Die Energiewende bleibt hochumstritten und ihr Erfolg auf vielerlei Ebenen zweifelhaft. Die dafür notwendigen Metalle tragen nicht umsonst das Attribut „kritisch“, und dieses trifft in mehrfacher Hinsicht zu. Umweltschäden, negative gesellschaftliche Auswirkungen, Regierungen, die mittels zunehmendem Protektionismus ihre Schätze zu schützen suchen sowie enorme Kosten, großer Zeitaufwand und die langsam durchsickernde Erkenntnis, dass die benötigten Mengen bei nicht wenigen der betroffenen Mineralien möglicherweise überhaupt nicht förderbar sind, stellen die Sinnhaftigkeit dieser Idee in Frage. Mit dem jetzigen Stand der Technik, den jetzigen Methoden, wird die befürchtete Krise bei grünen Metallen – und damit den Dekarbonisierungsbemühungen der Welt – unvermeidlich sein. Große Hoffnungen liegen daher in der Entwicklung neuer Technologien, mit denen die vorhandenen Lagerstätten effizienter ausgebeutet werden können und auch noch aus den dort vorhandenen minderwertigen Erzen Material extrahiert werden kann. Bei Kupfer und Nickel werden bereits testweise chemische Verfahren angewandt, mit denen kostengünstig nicht unerhebliche Mehrmengen produziert werden können – allerdings abermals unter Inkaufnahme hoher Umweltbelastungen.

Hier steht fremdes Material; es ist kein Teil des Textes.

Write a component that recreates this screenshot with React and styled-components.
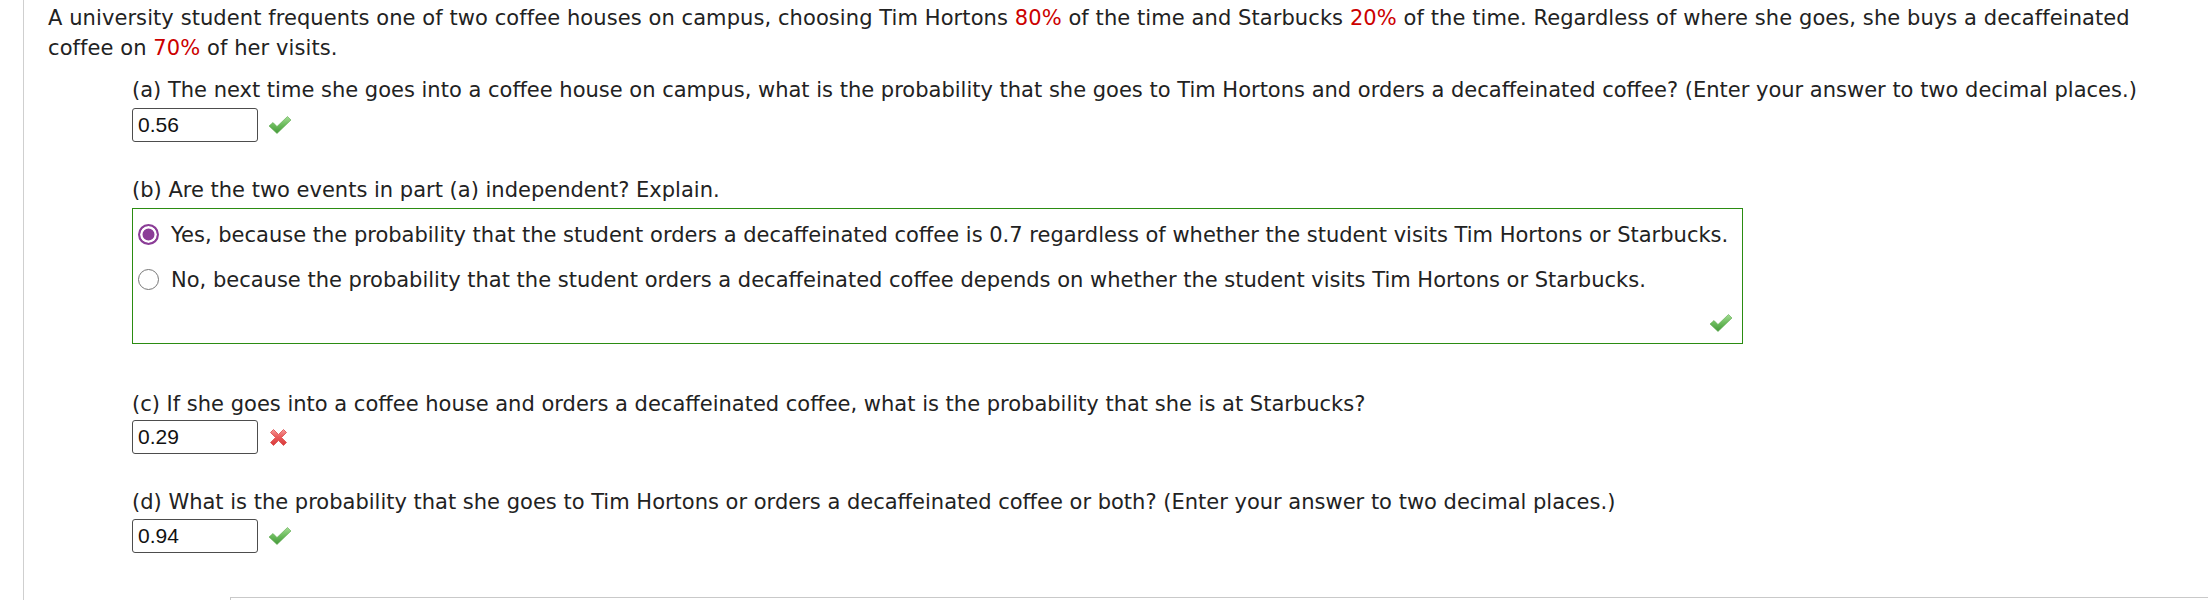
import React from "react";
import styled, { createGlobalStyle } from "styled-components";

const GlobalStyle = createGlobalStyle`
  html, body { margin: 0; padding: 0; background: #fff; }
  body {
    font-family: "DejaVu Sans", Verdana, sans-serif;
    color: #222;
  }
`;

const Page = styled.div`
  margin-left: 23px;
  border-left: 1px solid #cfcfcf;
  padding: 3px 60px 0 24px;
  min-height: 680px;
  font-size: 21px;
  line-height: 30px;
`;

const Intro = styled.p`
  margin: 0;
  letter-spacing: 0.08px;
`;

const Hi = styled.span`
  color: #cc0000;
`;

const Part = styled.section`
  margin-left: 84px;
  margin-top: ${(p) => p.$top}px;
`;

const Prompt = styled.div`
  margin-bottom: ${(p) => p.$gap}px;
`;

const AnswerRow = styled.div`
  display: flex;
  align-items: center;
  gap: 10px;
`;

const Answer = styled.input`
  box-sizing: border-box;
  width: 126px;
  height: 34px;
  margin: 0;
  border: 1px solid #4d4d4d;
  border-radius: 3px;
  padding: 0 5px;
  font: 21px "Liberation Sans", Arial, sans-serif;
  color: #111;
  background: #fff;
  outline: none;
`;

const ChoiceBox = styled.div`
  box-sizing: border-box;
  width: 1611px;
  border: 1px solid #2b8c12;
  padding: 11px 9px 10px 5px;
`;

const ChoiceList = styled.div`
  display: flex;
  flex-direction: column;
  gap: 15px;
`;

const Choice = styled.label`
  display: flex;
  align-items: flex-start;
  gap: 12px;
  height: 30px;
`;

const Radio = styled.span`
  box-sizing: border-box;
  flex: none;
  width: 21px;
  height: 21px;
  margin-top: 4px;
  border-radius: 50%;
  border: ${(p) => (p.$checked ? "2px solid #8b3d97" : "1.5px solid #777")};
  background: ${(p) => (p.$checked ? "#8b3d97" : "#fff")};
  box-shadow: ${(p) => (p.$checked ? "inset 0 0 0 2.5px #fff" : "none")};
`;

const BoxFooter = styled.div`
  display: flex;
  justify-content: flex-end;
  margin-top: 18px;
  height: 20px;
`;

const Tail = styled.div`
  margin: 44px -60px 0 182px;
  height: 60px;
  border: 1px solid #c9c9c9;
  border-right: none;
`;

const Check = () => (
  <svg width="24" height="20" viewBox="0 0 24 20" aria-hidden="true">
    <defs>
      <linearGradient id="cg" x1="0" y1="0" x2="0" y2="1">
        <stop offset="0" stopColor="#a3dc92" />
        <stop offset="0.5" stopColor="#6bbb5c" />
        <stop offset="1" stopColor="#45993a" />
      </linearGradient>
    </defs>
    <path
      d="M1 11 L5 7.5 L9 11.5 L19.5 1.5 L23 5 L9 18.5 Z"
      fill="url(#cg)"
      stroke="#5aa84c"
      strokeWidth="0.6"
      strokeLinejoin="round"
    />
  </svg>
);

const Cross = () => (
  <svg width="21" height="22" viewBox="0 0 21 22" aria-hidden="true">
    <defs>
      <linearGradient id="xg" x1="0" y1="0" x2="0" y2="1">
        <stop offset="0" stopColor="#f59a9a" />
        <stop offset="0.45" stopColor="#ea5b5b" />
        <stop offset="1" stopColor="#d83b3b" />
      </linearGradient>
    </defs>
    <path
      d="M2.5 5.5 L5.5 2.5 L10.5 7.5 L15.5 2.5 L18.5 5.5 L13.5 10.5 L18.5 15.5 L15.5 18.5 L10.5 13.5 L5.5 18.5 L2.5 15.5 L7.5 10.5 Z"
      fill="url(#xg)"
      stroke="#dd4a4a"
      strokeWidth="0.8"
      strokeLinejoin="round"
      transform="translate(0 1)"
    />
  </svg>
);

export default function App() {
  return (
    <>
      <GlobalStyle />
      <Page>
        <Intro>
          A university student frequents one of two coffee houses on campus, choosing Tim Hortons{" "}
          <Hi>80%</Hi> of the time and Starbucks <Hi>20%</Hi> of the time. Regardless of where she
          goes, she buys a decaffeinated coffee on <Hi>70%</Hi> of her visits.
        </Intro>

        <Part $top={12}>
          <Prompt $gap={3}>
            (a) The next time she goes into a coffee house on campus, what is the probability that she
            goes to Tim Hortons and orders a decaffeinated coffee? (Enter your answer to two decimal
            places.)
          </Prompt>
          <AnswerRow>
            <Answer readOnly defaultValue="0.56" />
            <Check />
          </AnswerRow>
        </Part>

        <Part $top={33}>
          <Prompt $gap={3}>(b) Are the two events in part (a) independent? Explain.</Prompt>
          <ChoiceBox>
            <ChoiceList>
              <Choice>
                <Radio $checked />
                Yes, because the probability that the student orders a decaffeinated coffee is 0.7
                regardless of whether the student visits Tim Hortons or Starbucks.
              </Choice>
              <Choice>
                <Radio />
                No, because the probability that the student orders a decaffeinated coffee depends on
                whether the student visits Tim Hortons or Starbucks.
              </Choice>
            </ChoiceList>
            <BoxFooter>
              <Check />
            </BoxFooter>
          </ChoiceBox>
        </Part>

        <Part $top={45}>
          <Prompt $gap={1}>
            (c) If she goes into a coffee house and orders a decaffeinated coffee, what is the
            probability that she is at Starbucks?
          </Prompt>
          <AnswerRow>
            <Answer readOnly defaultValue="0.29" />
            <Cross />
          </AnswerRow>
        </Part>

        <Part $top={33}>
          <Prompt $gap={2}>
            (d) What is the probability that she goes to Tim Hortons or orders a decaffeinated coffee
            or both? (Enter your answer to two decimal places.)
          </Prompt>
          <AnswerRow>
            <Answer readOnly defaultValue="0.94" />
            <Check />
          </AnswerRow>
        </Part>

        <Tail />
      </Page>
    </>
  );
}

Der größte Teil der Anpassung im nächsten Jahrzehnt wird vermutlich auf die Nachfrageseite zurückzuführen sein. Zum Beispiel sind Auto- und Batteriehersteller eine Art von Käufern, die der Metallmarkt noch nie zuvor hatte. Sie sind äußerst innovativ und preisbewusst und werden bei den ersten Anzeichen einer Angebotsverknappung aktiv. Sie reagieren sehr schnell auf Preisdruck und haben durch sparen im Zuge von Innovationen, die es erlauben, weniger Metall zu verwenden, bereits viel erreicht. Die typische Batterie eines Elektroautos enthält heute nur noch 69 Kg Kupfer, im Jahr 2020 waren es noch 80 Kg. Branchenexperten rechnen damit, dass die nächste Batteriegeneration nur noch 21 bis 50 Kg benötigt und bis 2035 bis zu 2 Mio. Tonnen Kupfer pro Jahr einsparen kann. Auch die Substitution rarer Materialien durch andere, häufig vorkommende, schreitet gerade in der Batterietechnik schnell voran. Weniger Mangan und Kobalt, dafür mehr Nickel, Natrium statt Lithium oder der Einsatz von Silizium - menschliche Innovationskraft kann die sich abzeichnende Krise überwinden. Die Forschungs- und Entwicklungsabteilungen stehen allerdings unter Zeitdruck. Seitens der Politik wurden kurze Deadlines gesetzt.

                                                                            ***

Markus Grüne (49) ist langjähriger professioneller Börsenhändler in den Bereichen Aktien, Derivate und Rohstoffe. Seit 2019 arbeitet er als freier Finanzmarkt-Journalist, wobei er unter anderem eigene Börsenbriefe und Marktanalysen mit Fokus auf Rohstoffe publiziert.